= Goba (woreda) =

District in Oromia Region, Ethiopia

Goba is a woreda in the Oromia Region, Ethiopia. It is named after the town of Goba. Part of the Bale Zone, Goba is bordered on the south by Mennana Harena Buluk, on the west by Mirab Arsi Zone, on the north by the Mena River which separates it from Sinanana Dinsho, and on the southeast by Berbere.

== Overview ==
About 45% of this woreda is rugged or mountainous; Mount Tullu Demtu is the highest point in this woreda, the Zone and the Oromia Region; other important peaks include Mount Batu. Rivers include the Togona and Shaya. A survey of the land in this woreda shows that 13% is arable or cultivable, 27.6% pasture, 54.6% forest (or part of the Bale Mountains National Park), and the remaining 4.8% is considered degraded or otherwise unusable. Cereals, horse beans, field peas and lentils are important crops.
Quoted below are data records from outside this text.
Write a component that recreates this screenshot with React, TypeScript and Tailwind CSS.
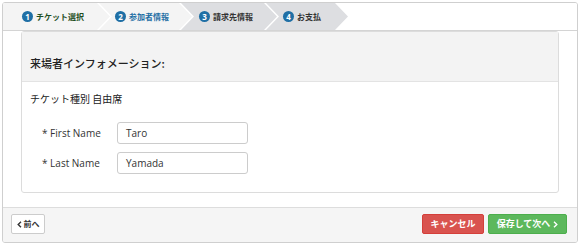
import React from "react";

const jp = "font-['Noto_Sans_CJK_JP',sans-serif]";
const lat = "font-['Open_Sans','Noto_Sans_CJK_JP',sans-serif]";

function Step({
  n,
  label,
  first,
  dark,
  textCls,
  w,
  pl,
}: {
  n: number;
  label: string;
  first?: boolean;
  dark?: boolean;
  textCls: string;
  w: string;
  pl: string;
}) {
  const clip = first
    ? "[clip-path:polygon(0_0,calc(100%-13px)_0,100%_50%,calc(100%-13px)_100%,0_100%)]"
    : "[clip-path:polygon(0_0,calc(100%-13px)_0,100%_50%,calc(100%-13px)_100%,0_100%,13px_50%)]";
  return (
    <div
      className={`${w} ${pl} ${first ? "" : "-ml-[11px]"} h-full flex items-center gap-[3px] ${clip} ${
        dark ? "bg-[#dddee1]" : "bg-[#f4f4f4]"
      }`}
    >
      <span className="w-[11px] h-[11px] rounded-full bg-[#1f6fa5] text-white text-[8px] font-bold leading-none flex items-center justify-center font-['Open_Sans',sans-serif]">
        {n}
      </span>
      <span className={`${jp} text-[8px] font-bold leading-none ${textCls}`}>{label}</span>
    </div>
  );
}

export default function App() {
  return (
    <div className="w-[580px] h-[246px] bg-white pt-[2px] pl-[2px]">
      <div className="w-[576px] h-[241px] border border-[#cfcfcf] rounded-[3px] flex flex-col overflow-hidden">
        {/* step bar */}
        <div className="h-[28px] border-b border-[#d4d4d4] flex bg-white shrink-0">
          <Step n={1} label="チケット選択" first textCls="text-[#1f4f1f]" w="w-[107px]" pl="pl-[19px]" />
          <Step n={2} label="参加者情報" textCls="text-[#1f6fa5]" w="w-[93px]" pl="pl-[16px]" />
          <Step n={3} label="請求先情報" dark textCls="text-[#333]" w="w-[96px]" pl="pl-[18px]" />
          <Step n={4} label="お支払" dark textCls="text-[#333]" w="w-[82px]" pl="pl-[17px]" />
        </div>

        {/* body */}
        <div className="flex-1 px-[18px]">
          <div className="border border-[#dcdcdc] rounded-[3px] bg-white">
            <div className="bg-[#f3f3f3] border-b border-[#e3e3e3] pt-[24px] pb-[11px] px-[8px]">
              <div className={`${jp} text-[11px] leading-[14px] font-medium text-[#222]`}>来場者インフォメーション:</div>
            </div>
            <div className="pt-[10px] pb-[18px] px-[8px]">
              <div className={`${jp} text-[10px] leading-[14px] text-[#222]`}>チケット種別 自由席</div>
              <div className="mt-[16px] flex flex-col gap-[8px] pl-[12px]">
                <div className="flex items-center">
                  <div className={`${lat} w-[75px] text-[10px] text-[#333]`}>* First Name</div>
                  <div className={`${lat} w-[131px] h-[22px] border border-[#cccccc] rounded-[3px] px-[8px] flex items-center text-[10px] text-[#333]`}>
                    Taro
                  </div>
                </div>
                <div className="flex items-center">
                  <div className={`${lat} w-[75px] text-[10px] text-[#333]`}>* Last Name</div>
                  <div className={`${lat} w-[131px] h-[22px] border border-[#cccccc] rounded-[3px] px-[8px] flex items-center text-[10px] text-[#333]`}>
                    Yamada
                  </div>
                </div>
              </div>
            </div>
          </div>
        </div>

        {/* footer */}
        <div className="h-[35px] shrink-0 border-t border-[#dddddd] bg-[#f5f5f5] pt-[6px] pl-[8px] pr-[10px] flex items-start justify-between">
          <div className={`${jp} w-[34px] h-[20px] bg-white border border-[#cccccc] rounded-[2px] flex items-center justify-center gap-[2px] text-[8px] text-[#333] font-bold`}>
            <svg width="5" height="7" viewBox="0 0 5 7">
              <path d="M4 0.8 L1.2 3.5 L4 6.2" stroke="#333" strokeWidth="1.4" fill="none" />
            </svg>
            <span>前へ</span>
          </div>
          <div className="flex gap-[4px]">
            <div className={`${jp} w-[62px] h-[20px] bg-[#d9534f] border border-[#d43f3a] rounded-[2px] flex items-center justify-center text-white text-[9px] font-bold`}>
              キャンセル
            </div>
            <div className={`${jp} w-[79px] h-[20px] bg-[#5cb85c] border border-[#4cae4c] rounded-[2px] flex items-center justify-center gap-[3px] text-white text-[9px] font-bold`}>
              <span>保存して次へ</span>
              <svg width="5" height="7" viewBox="0 0 5 7">
                <path d="M1 0.8 L3.8 3.5 L1 6.2" stroke="#fff" strokeWidth="1.4" fill="none" />
              </svg>
            </div>
          </div>
        </div>
      </div>
    </div>
  );
}
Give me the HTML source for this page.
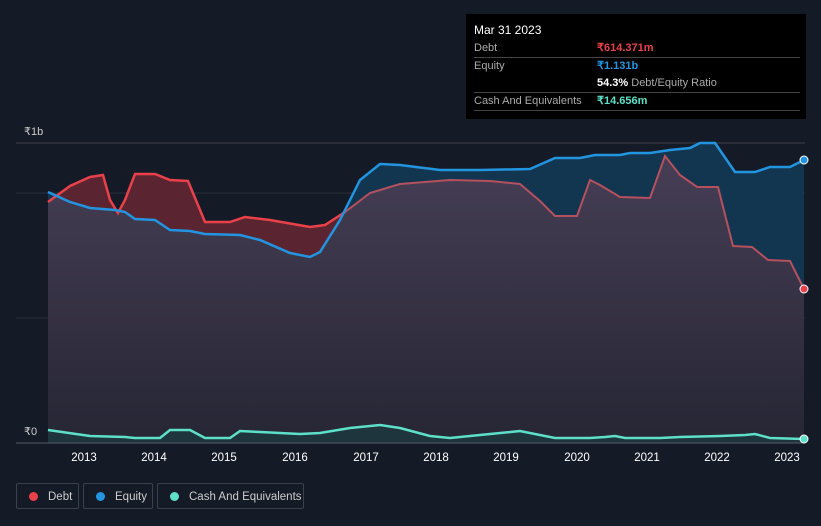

Industry in the woreda includes 40 grain mills, 18 edible oil mills and 13 other small-scale factories employing 214 people, as well as 80 wholesalers, 464 retailers and 198 service providers. There were 9 Farmers Associations with 4534 members and 5 Farmers Service Cooperatives with 2350 members. Goba has 92 kilometers of all-weather road, for an average road density of 56.8 kilometers per 1000 square kilometers. About 41.7% of the total population has access to drinking water.

== Demographics ==
The 2007 national census reported a total population for this woreda of 40,757, of whom 20,615 were men and 20,142 were women; none of its population were urban dwellers. The majority of the inhabitants said they were Muslim, with 76.89% of the population reporting they observed this belief, while 22.89% of the population practised Ethiopian Orthodox Christianity.

Based on figures published by the Central Statistical Agency in 2005, this woreda has an estimated total population of 92,791, of whom 47,774 were males and 45,017 were females; 50,650 or 54.59% of its population are urban dwellers, which is greater than the Zone average of 13.5%. With an estimated area of 1,619.38 square kilometers, Goba has an estimated population density of 57.3 people per square kilometer, which is greater than the Zone average of 27.

The 1994 national census reported a total population for this woreda of 59,028, of whom 28,362 were men and 30,666 women; 28,358 or 48.04%% of its population were urban dwellers at the time. The two largest ethnic groups reported in Goba were the Oromo (63.13%), and the Amhara (33.3%); all other ethnic groups made up 3.57% of the population. Oromiffa was spoken as a first language by 56.34%, and 42.46% spoke Amharic; the remaining 0.63% spoke all other primary languages reported. The majority of the inhabitants professed Ethiopian Orthodox Christianity, with 53.72% of the population having reported they practiced that belief, while 44.58% of the population said they were Muslim, and 1.5% were Protestant.